What had been a disdain for liberal intellectuals slipped into a disdain for the educated class as a whole. The liberals had coastal condescension, so the conservatives developed their own anti-elitism, with mirror-image categories and mirror-image resentments, but with the same corrosive effect. Republicans developed their own leadership style. If Democratic leaders prized deliberation and self-examination, then Republicans would govern from the gut.

George W. Bush restrained some of the populist excesses of his party—the anti-immigration fervor, the isolationism — but stylistically he fit right in. As Fred Barnes wrote in his book, Rebel-in-Chief, Bush “reflects the political views and cultural tastes of the vast majority of Americans who don’t live along the East or West Coast. He’s not a sophisticate and doesn’t spend his discretionary time with sophisticates. As First Lady Laura Bush once said, she and the president didn’t come to Washington to make new friends. And they haven’t.”

The political effects of this trend have been obvious.

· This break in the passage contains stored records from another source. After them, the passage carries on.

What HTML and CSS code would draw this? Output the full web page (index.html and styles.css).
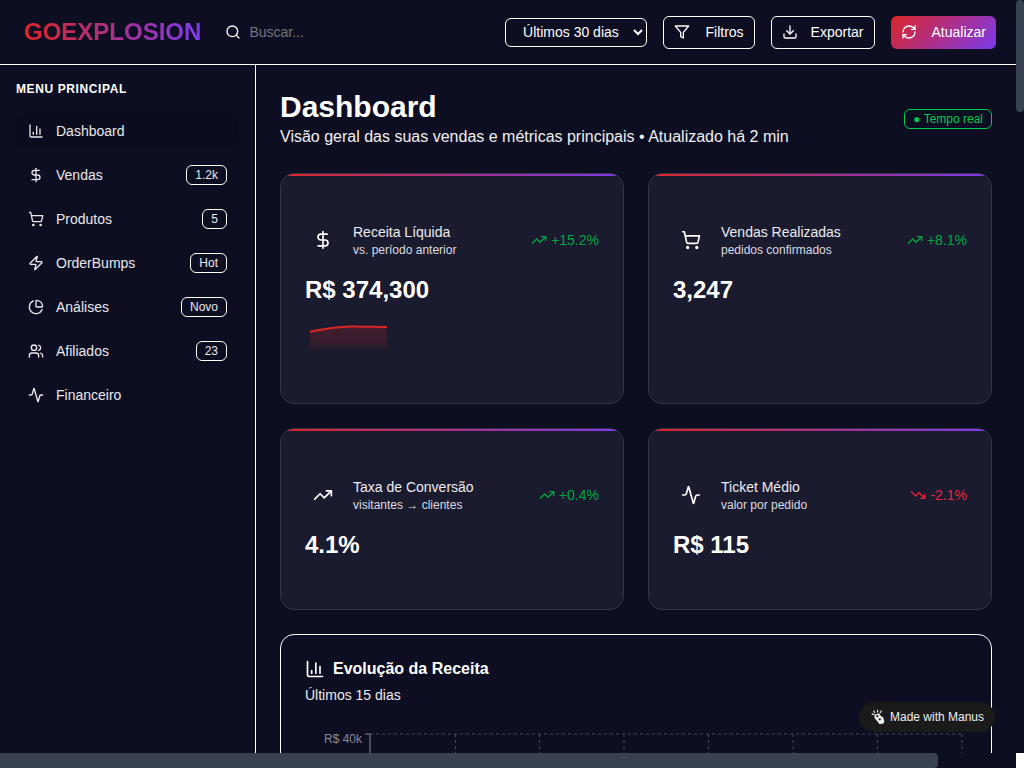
FILE: index.html
```html
<!DOCTYPE html>
<html lang="pt-BR">
<head>
<meta charset="utf-8">
<title>GoExplosion Dashboard</title>
<link rel="stylesheet" href="styles.css">
</head>
<body>
<div class="page">
<header class="topbar">
  <div class="logo">GOEXPLOSION</div>
  <div class="search">
    <svg class="icon" viewBox="0 0 24 24"><circle cx="11" cy="11" r="8"/><path d="m21 21-4.3-4.3"/></svg>
    <input class="search-input" type="text" placeholder="Buscar...">
  </div>
  <div class="actions">
    <select class="period"><option>Últimos 30 dias</option></select>
    <button class="btn"><svg class="icon" viewBox="0 0 24 24"><polygon points="22 3 2 3 10 12.46 10 19 14 21 14 12.46 22 3"/></svg>Filtros</button>
    <button class="btn btn-export"><svg class="icon" viewBox="0 0 24 24"><path d="M21 15v4a2 2 0 0 1-2 2H5a2 2 0 0 1-2-2v-4"/><polyline points="7 10 12 15 17 10"/><line x1="12" y1="15" x2="12" y2="3"/></svg>Exportar</button>
    <button class="btn btn-primary"><svg class="icon" viewBox="0 0 24 24"><path d="M3 12a9 9 0 0 1 9-9 9.75 9.75 0 0 1 6.74 2.74L21 8"/><path d="M21 3v5h-5"/><path d="M21 12a9 9 0 0 1-9 9 9.75 9.75 0 0 1-6.74-2.74L3 16"/><path d="M8 16H3v5"/></svg>Atualizar</button>
  </div>
</header>

<div class="layout">
  <aside class="sidebar">
    <h2 class="menu-title">MENU PRINCIPAL</h2>
    <nav class="menu">
      <a class="menu-item active"><svg class="icon" viewBox="0 0 24 24"><path d="M3 3v16a2 2 0 0 0 2 2h16"/><path d="M18 17V9"/><path d="M13 17V5"/><path d="M8 17v-3"/></svg><span class="menu-label">Dashboard</span></a>
      <a class="menu-item"><svg class="icon" viewBox="0 0 24 24"><line x1="12" y1="2" x2="12" y2="22"/><path d="M17 5H9.5a3.5 3.5 0 0 0 0 7h5a3.5 3.5 0 0 1 0 7H6"/></svg><span class="menu-label">Vendas</span><span class="badge">1.2k</span></a>
      <a class="menu-item"><svg class="icon" viewBox="0 0 24 24"><circle cx="8" cy="21" r="1"/><circle cx="19" cy="21" r="1"/><path d="M2.05 2.05h2l2.66 12.42a2 2 0 0 0 2 1.58h9.78a2 2 0 0 0 1.95-1.57l1.65-7.43H5.12"/></svg><span class="menu-label">Produtos</span><span class="badge">5</span></a>
      <a class="menu-item"><svg class="icon" viewBox="0 0 24 24"><path d="M4 14a1 1 0 0 1-.78-1.63l9.9-10.2a.5.5 0 0 1 .86.46l-1.92 6.02A1 1 0 0 0 13 10h7a1 1 0 0 1 .78 1.63l-9.9 10.2a.5.5 0 0 1-.86-.46l1.92-6.02A1 1 0 0 0 11 14z"/></svg><span class="menu-label">OrderBumps</span><span class="badge">Hot</span></a>
      <a class="menu-item"><svg class="icon" viewBox="0 0 24 24"><path d="M21 12c.552 0 1.005-.449.95-.998a10 10 0 0 0-8.953-8.951c-.55-.055-.998.398-.998.95v8a1 1 0 0 0 1 1z"/><path d="M21.21 15.89A10 10 0 1 1 8 2.83"/></svg><span class="menu-label">Análises</span><span class="badge">Novo</span></a>
      <a class="menu-item"><svg class="icon" viewBox="0 0 24 24"><path d="M16 21v-2a4 4 0 0 0-4-4H6a4 4 0 0 0-4 4v2"/><circle cx="9" cy="7" r="4"/><path d="M22 21v-2a4 4 0 0 0-3-3.87"/><path d="M16 3.13a4 4 0 0 1 0 7.75"/></svg><span class="menu-label">Afiliados</span><span class="badge">23</span></a>
      <a class="menu-item"><svg class="icon" viewBox="0 0 24 24"><path d="M22 12h-2.48a2 2 0 0 0-1.93 1.46l-2.35 8.36a.25.25 0 0 1-.48 0L9.24 2.18a.25.25 0 0 0-.48 0l-2.35 8.36A2 2 0 0 1 4.49 12H2"/></svg><span class="menu-label">Financeiro</span></a>
    </nav>
  </aside>

  <main class="main">
    <div class="page-head">
      <div>
        <h1 class="page-title">Dashboard</h1>
        <p class="page-sub">Visão geral das suas vendas e métricas principais • Atualizado há 2 min</p>
      </div>
      <span class="live">● Tempo real</span>
    </div>

    <section class="stats">
      <article class="stat">
        <div class="stat-head">
          <span class="stat-icon"><svg class="icon icon-md" viewBox="0 0 24 24"><line x1="12" y1="2" x2="12" y2="22"/><path d="M17 5H9.5a3.5 3.5 0 0 0 0 7h5a3.5 3.5 0 0 1 0 7H6"/></svg></span>
          <div class="stat-text"><div class="stat-name">Receita Líquida</div><div class="stat-note">vs. período anterior</div></div>
          <span class="delta up"><svg class="icon" viewBox="0 0 24 24"><path d="M16 7h6v6"/><path d="m22 7-8.5 8.5-5-5L2 17"/></svg>+15.2%</span>
        </div>
        <div class="stat-value">R$ 374,300</div>
        <svg class="spark" viewBox="0 0 82 32">
          <defs><linearGradient id="sparkFill" x1="0" y1="0" x2="0" y2="1"><stop offset="0" stop-color="#dc2626" stop-opacity=".2"/><stop offset=".55" stop-color="#dc2626" stop-opacity=".16"/><stop offset="1" stop-color="#dc2626" stop-opacity=".04"/></linearGradient></defs>
          <path class="spark-area" d="M5 9.500C18 7 30 4.500 45 4.200 58 4 70 4.700 82 4.800V28H5z"/>
          <path class="spark-line" d="M5 9.500C18 7 30 4.500 45 4.200 58 4 70 4.700 82 4.800"/>
        </svg>
      </article>

      <article class="stat">
        <div class="stat-head">
          <span class="stat-icon"><svg class="icon icon-md" viewBox="0 0 24 24"><circle cx="8" cy="21" r="1"/><circle cx="19" cy="21" r="1"/><path d="M2.05 2.05h2l2.66 12.42a2 2 0 0 0 2 1.58h9.78a2 2 0 0 0 1.95-1.57l1.65-7.43H5.12"/></svg></span>
          <div class="stat-text"><div class="stat-name">Vendas Realizadas</div><div class="stat-note">pedidos confirmados</div></div>
          <span class="delta up"><svg class="icon" viewBox="0 0 24 24"><path d="M16 7h6v6"/><path d="m22 7-8.5 8.5-5-5L2 17"/></svg>+8.1%</span>
        </div>
        <div class="stat-value">3,247</div>
      </article>

      <article class="stat">
        <div class="stat-head">
          <span class="stat-icon"><svg class="icon icon-md" viewBox="0 0 24 24"><path d="M16 7h6v6"/><path d="m22 7-8.5 8.5-5-5L2 17"/></svg></span>
          <div class="stat-text"><div class="stat-name">Taxa de Conversão</div><div class="stat-note">visitantes → clientes</div></div>
          <span class="delta up"><svg class="icon" viewBox="0 0 24 24"><path d="M16 7h6v6"/><path d="m22 7-8.5 8.5-5-5L2 17"/></svg>+0.4%</span>
        </div>
        <div class="stat-value">4.1%</div>
      </article>

      <article class="stat">
        <div class="stat-head">
          <span class="stat-icon"><svg class="icon icon-md" viewBox="0 0 24 24"><path d="M22 12h-2.48a2 2 0 0 0-1.93 1.46l-2.35 8.36a.25.25 0 0 1-.48 0L9.24 2.18a.25.25 0 0 0-.48 0l-2.35 8.36A2 2 0 0 1 4.49 12H2"/></svg></span>
          <div class="stat-text"><div class="stat-name">Ticket Médio</div><div class="stat-note">valor por pedido</div></div>
          <span class="delta down"><svg class="icon" viewBox="0 0 24 24"><path d="M16 17h6v-6"/><path d="m22 17-8.500-8.500-5 5L2 7"/></svg>-2.1%</span>
        </div>
        <div class="stat-value">R$ 115</div>
      </article>
    </section>

    <section class="chart-card">
      <h3 class="chart-title"><svg class="icon icon-md" viewBox="0 0 24 24"><path d="M3 3v16a2 2 0 0 0 2 2h16"/><path d="M18 17V9"/><path d="M13 17V5"/><path d="M8 17v-3"/></svg>Evolução da Receita</h3>
      <p class="chart-sub">Últimos 15 dias</p>
      <svg class="chart" viewBox="0 0 661 60">
        <path class="grid" d="M65 5H657M150.500 5V60M234.500 5V60M319 5V60M403.500 5V60M488 5V60M572.500 5V60M657 5V60"/>
        <path class="axis" d="M60 5H65V60"/>
        <text class="tick" x="57" y="13.500" text-anchor="end">R$ 40k</text>
      </svg>
    </section>
  </main>
</div>
</div>

<div class="scroll-y"><div class="scroll-y-thumb"></div></div>
<div class="scroll-x"><div class="scroll-x-thumb"></div></div>
<div class="scroll-corner"></div>

<a class="made">
  <svg class="made-icon" viewBox="0 0 16 16"><path class="made-burst" d="M4 3.200 3 1.600M7 2.600V.8M10 3.200l1-1.600M2.800 5.200 1.200 4.600"/><path class="made-hand" d="M3.500 5.500 8.700 4l2 3.200 2.300 1 1.300 4.800-1.500 2.200-4 .3-1.800-2.800L4 9.500z"/><circle class="made-hole" cx="6.700" cy="7" r="1.200"/><circle class="made-hole" cx="9.300" cy="10.500" r="1.200"/></svg>
  Made with Manus
</a>
</body>
</html>
```
FILE: styles.css
```css
* { box-sizing: border-box; }
html, body { height: 100%; overflow: hidden; }
body {
  margin: 0;
  background: #0d0e21;
  color: #fff;
  font-family: "Liberation Sans", Arial, sans-serif;
  font-size: 14px;
  line-height: 20px;
}
.page { width: 1016px; height: 100%; overflow: hidden; }

.scroll-y {
  position: fixed;
  top: 0;
  right: 0;
  bottom: 15px;
  width: 8px;
  background: #0d0e21;
}
.scroll-y-thumb { height: 112px; border-radius: 4px; background: #374151; }
.scroll-x {
  position: fixed;
  left: 0;
  right: 8px;
  bottom: 0;
  height: 15px;
  background: #0d0e21;
}
.scroll-x-thumb { width: 938px; height: 15px; border-radius: 0 4px 4px 0; background: #374151; }
.scroll-corner {
  position: fixed;
  right: 0;
  bottom: 0;
  width: 8px;
  height: 15px;
  background: #fff;
}

.icon {
  width: 16px;
  height: 16px;
  flex: none;
  fill: none;
  stroke: currentColor;
  stroke-width: 2;
  stroke-linecap: round;
  stroke-linejoin: round;
}
.icon-md { width: 20px; height: 20px; }

.topbar {
  display: flex;
  align-items: center;
  height: 65px;
  padding: 0 20px 0 24px;
  border-bottom: 1px solid #fff;
}
.logo {
  font-size: 24px;
  line-height: 32px;
  font-weight: 700;
  background: linear-gradient(90deg, #dc2626, #7c3aed);
  -webkit-background-clip: text;
  background-clip: text;
  color: transparent;
}
.search {
  display: flex;
  align-items: center;
  gap: 8px;
  margin-left: 24px;
}
.search-input {
  width: 200px;
  padding: 0;
  border: 0;
  outline: 0;
  background: transparent;
  color: #fff;
  font: inherit;
}
.search-input::placeholder { color: #757580; }
.actions {
  display: flex;
  align-items: center;
  gap: 16px;
  margin-left: auto;
}
.period {
  width: 142.4px;
  height: 29px;
  padding: 0 0 0 13px;
  border: 1px solid #fff;
  border-radius: 6px;
  background: #0d0e21;
  color: #fff;
  font: inherit;
}
.btn {
  display: flex;
  align-items: center;
  gap: 15px;
  height: 33px;
  padding: 0 10px;
  border: 1px solid #fff;
  border-radius: 6px;
  background: transparent;
  color: #fff;
  font: inherit;
}
.btn-export { gap: 13px; }
.btn-primary {
  border: 0;
  background: linear-gradient(135deg, #dc2626, #7c3aed);
}

.layout { display: flex; height: 703px; }
.sidebar {
  flex: none;
  width: 256px;
  padding: 16px;
  border-right: 1px solid #fff;
}
.menu-title {
  margin: 0 0 16px;
  font-size: 12px;
  line-height: 16px;
  font-weight: 700;
  letter-spacing: .6px;
}
.menu { display: flex; flex-direction: column; gap: 8px; }
.menu-item {
  display: flex;
  align-items: center;
  gap: 12px;
  height: 36px;
  padding: 0 12px;
  border-radius: 8px;
  color: #e8e8ec;
}
.menu-item.active { background: #0b0c1d; }
.menu-label { flex: 1; }
.badge {
  height: 20px;
  padding: 0 8px;
  border: 1px solid #fff;
  border-radius: 6px;
  font-size: 12px;
  line-height: 18px;
}

.main { flex: 1; min-width: 0; padding: 24px; }
.page-head {
  display: flex;
  justify-content: space-between;
  align-items: center;
  margin-bottom: 24px;
}
.page-title { margin: 0; font-size: 30px; line-height: 36px; font-weight: 700; }
.page-sub { margin: 0; font-size: 16px; line-height: 24px; color: #f0f0f2; }
.live {
  padding: 0 8px;
  height: 20px;
  border: 1px solid #00c950;
  border-radius: 6px;
  color: #00c950;
  font-size: 12px;
  line-height: 18px;
}

.stats { display: grid; grid-template-columns: 1fr 1fr; gap: 24px; }
.stat {
  position: relative;
  overflow: hidden;
  padding: 48px 24px;
  background: #1a1b2e;
  border: 1px solid #33354a;
  border-radius: 14px;
}
.stat::before {
  content: "";
  position: absolute;
  top: 0;
  left: 0;
  right: 0;
  height: 2px;
  background: linear-gradient(90deg, #dc2626, #7c3aed);
}
.stat-head { display: flex; align-items: center; gap: 12px; }
.stat-icon { display: flex; justify-content: center; width: 36px; }
.stat-text { flex: 1; }
.stat-name { line-height: 20px; color: #ececf0; }
.stat-note { font-size: 12px; line-height: 16px; color: #dcdce2; }
.delta { display: flex; align-items: center; gap: 4px; }
.up { color: #00a63e; }
.down { color: #e7283a; }
.stat-value {
  margin-top: 16px;
  font-size: 24px;
  line-height: 32px;
  font-weight: 700;
}
.spark { display: block; width: 82px; height: 32.5px; margin-top: 16px; }
.spark-area { fill: url(#sparkFill); }
.spark-line { fill: none; stroke: #dc2626; stroke-width: 2; }

.chart-card {
  margin-top: 24px;
  padding: 24px;
  border: 1px solid #fff;
  border-radius: 14px;
}
.chart-title {
  display: flex;
  align-items: center;
  gap: 8px;
  margin: 0;
  font-size: 16px;
  line-height: 20px;
  font-weight: 700;
}
.chart-sub { margin: 6px 0 0; color: #ececf0; }
.chart { display: block; width: 661px; height: 60px; margin-top: 24px; }
.grid { fill: none; stroke: #45475a; stroke-dasharray: 3 3; }
.axis { fill: none; stroke: #8a8a96; }
.tick { fill: #8a8a96; font-size: 12px; }

.made {
  position: fixed;
  top: 702px;
  left: 859px;
  display: flex;
  align-items: center;
  gap: 4px;
  height: 30px;
  padding: 0 11px 0 12px;
  border-radius: 15px;
  background: #1a1a1a;
  color: #f0f0f0;
  font-size: 12px;
}
.made-icon { width: 15px; height: 16px; flex: none; }
.made-burst { fill: none; stroke: #f0f0f0; stroke-width: 1.300; stroke-linecap: round; }
.made-hand { fill: #f0f0f0; }
.made-hole { fill: #1a1a1a; }
```
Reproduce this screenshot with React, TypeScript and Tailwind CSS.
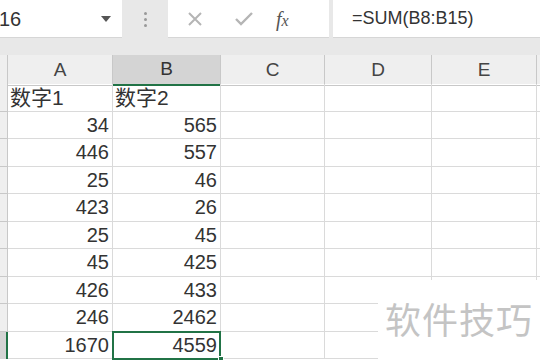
import React from "react";

const colA = ["34", "446", "25", "423", "25", "45", "426", "246", "1670"];
const colB = ["565", "557", "46", "26", "45", "425", "433", "2462", "4559"];

const sans = { fontFamily: '"Liberation Sans", Arial, sans-serif' };
const cjk = { fontFamily: '"Liberation Sans", "Noto Sans CJK SC", sans-serif' };

function FormulaBar() {
  return (
    <div className="flex h-[38px] bg-[#e8e8e8]">
      {/* name box */}
      <div className="w-[122px] bg-white flex items-center justify-between border-b border-[#d6d6d6]">
        <span className="text-[20px] text-[#333] -ml-[1px]" style={sans}>16</span>
        <svg width="10" height="6" viewBox="0 0 10 6" className="mr-[11px]">
          <path d="M0 0 L10 0 L5 6 Z" fill="#555" />
        </svg>
      </div>
      <div className="w-[46px] flex flex-col items-center justify-center gap-[3px]">
        <span className="w-[3px] h-[3px] rounded-full bg-[#999]" />
        <span className="w-[3px] h-[3px] rounded-full bg-[#999]" />
        <span className="w-[3px] h-[3px] rounded-full bg-[#999]" />
      </div>
      {/* cancel / enter / fx */}
      <div className="w-[161px] bg-white flex items-center border-b border-[#d6d6d6]">
        <svg width="16" height="16" viewBox="0 0 16 16" className="ml-[19px]">
          <path d="M2 2 L14 14 M14 2 L2 14" stroke="#b5b5b5" strokeWidth="2" />
        </svg>
        <svg width="20" height="16" viewBox="0 0 20 16" className="ml-[31px]">
          <path d="M2 8 L7 13 L18 2" stroke="#b5b5b5" strokeWidth="2.4" fill="none" />
        </svg>
        <span
          className="ml-[22px] text-[20px] italic text-[#555] leading-none"
          style={{ fontFamily: '"Liberation Serif", serif' }}
        >
          f<span className="text-[16px]">x</span>
        </span>
      </div>
      <div className="w-[4px]" />
      <div className="flex-1 bg-white flex items-center pl-[19px] border-b border-[#d6d6d6]">
        <span className="text-[18px] text-[#333]" style={sans}>=SUM(B8:B15)</span>
      </div>
    </div>
  );
}

function Header() {
  const cols = ["A", "B", "C", "D", "E"];
  return (
    <div className="grid grid-cols-[8px_105px_108px_104px_107px_105px_3px] h-[29px] bg-[#efefef]">
      <div className="border-r border-b border-[#c8c8c8]" />
      {cols.map((c) => (
        <div
          key={c}
          className={
            c === "B"
              ? "flex items-center justify-center bg-[#d4d4d4] border-r border-[#c8c8c8] border-b-2 border-b-[#217346] text-[19px] text-[#333]"
              : "flex items-center justify-center border-r border-b border-[#c8c8c8] text-[19px] text-[#444]"
          }
          style={sans}
        >
          {c}
        </div>
      ))}
      <div className="border-b border-[#c8c8c8]" />
    </div>
  );
}

function Row({ a, b, last, head }: { a: string; b: string; last?: boolean; head?: boolean }) {
  const cell = "border-r border-b border-[#dadada] h-[27.5px] flex items-center text-[20px] text-[#333] leading-none";
  const headCell = " justify-start pl-[2px] text-[21px]";
  return (
    <div className="grid grid-cols-[8px_105px_108px_104px_107px_105px_3px]">
      <div
        className={
          last
            ? "bg-[#d4d4d4] border-r-2 border-[#217346] h-[27.5px]"
            : "bg-[#efefef] border-r border-b border-[#c8c8c8] h-[27.5px]"
        }
      />
      <div className={cell + (head ? headCell : " justify-end pr-[3px]")} style={head ? cjk : sans}>
        {a}
      </div>
      <div
        className={cell + " relative" + (head ? headCell : " justify-end pr-[3px]")}
        style={head ? cjk : sans}
      >
        {b}
        {last && (
          <>
            <div className="absolute -left-[1px] -top-[1px] w-[109px] h-[29px] border-2 border-[#217346]" />
            <div className="absolute -right-[4px] -bottom-[4px] w-[6px] h-[6px] bg-[#217346] border border-white" />
          </>
        )}
      </div>
      <div className={cell} />
      <div className={cell} />
      <div className={cell} />
      <div className="h-[27.5px] border-b border-[#dadada]" />
    </div>
  );
}

export default function App() {
  return (
    <div className="relative w-[540px] h-[360px] overflow-hidden bg-white">
      <FormulaBar />
      <div className="h-[17px] bg-[#e8e8e8]" />
      <Header />
      <Row a="数字1" b="数字2" head />
      {colA.map((a, i) => (
        <Row key={i} a={a} b={colB[i]} last={i === colA.length - 1} />
      ))}
      {/* watermark */}
      <div className="absolute left-[378px] top-[280px] w-[162px] h-[80px] bg-white flex items-center justify-center">
        <span
          className="text-[36px] text-[#c4c4c4] tracking-[1px] mt-[-4px]"
          style={{ fontFamily: '"Noto Sans CJK SC", sans-serif' }}
        >
          软件技巧
        </span>
      </div>
    </div>
  );
}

Republicans have alienated the highly educated regions—Silicon Valley, northern Virginia, the suburbs outside of New York, Philadelphia, Chicago and Raleigh-Durham. The West Coast and the Northeast are mostly gone. The Republicans have alienated whole professions. Lawyers now donate to the Democratic Party over the Republican Party at 4-to-1 rates. With doctors, it’s 2-to-1. With tech executives, it’s 5-to-1. With investment bankers, it’s 2-to-1. It took talent for Republicans to lose the banking community.

Conservatives are as rare in elite universities and the mainstream media as they were 30 years ago. The smartest young Americans are now educated in an overwhelmingly liberal environment.

This year could have changed things. The G.O.P. had three urbane presidential candidates. But the class-warfare clichés took control. Rudy Giuliani disdained cosmopolitans at the Republican convention. Mitt Romney gave a speech attacking “eastern elites.” (Mitt Romney!) John McCain picked Sarah Palin.

Palin is smart, politically skilled, courageous and likable. Her convention and debate performances were impressive. But no American politician plays the class-warfare card as constantly as Palin. Nobody so relentlessly divides the world between the “normal Joe Sixpack American” and the coastal elite. She is another step in the Republican change of personality. Once conservatives admired Churchill and Lincoln above all—men from wildly different backgrounds who prepared for leadership through constant reading, historical understanding and sophisticated thinking. Now those attributes bow down before the common touch.

And so, politically, the G.O.P. is squeezed at both ends. The party is losing the working class by sins of omission—because it has not developed policies to address economic anxiety. It has lost the educated class by sins of commission—by telling members of that class to go away.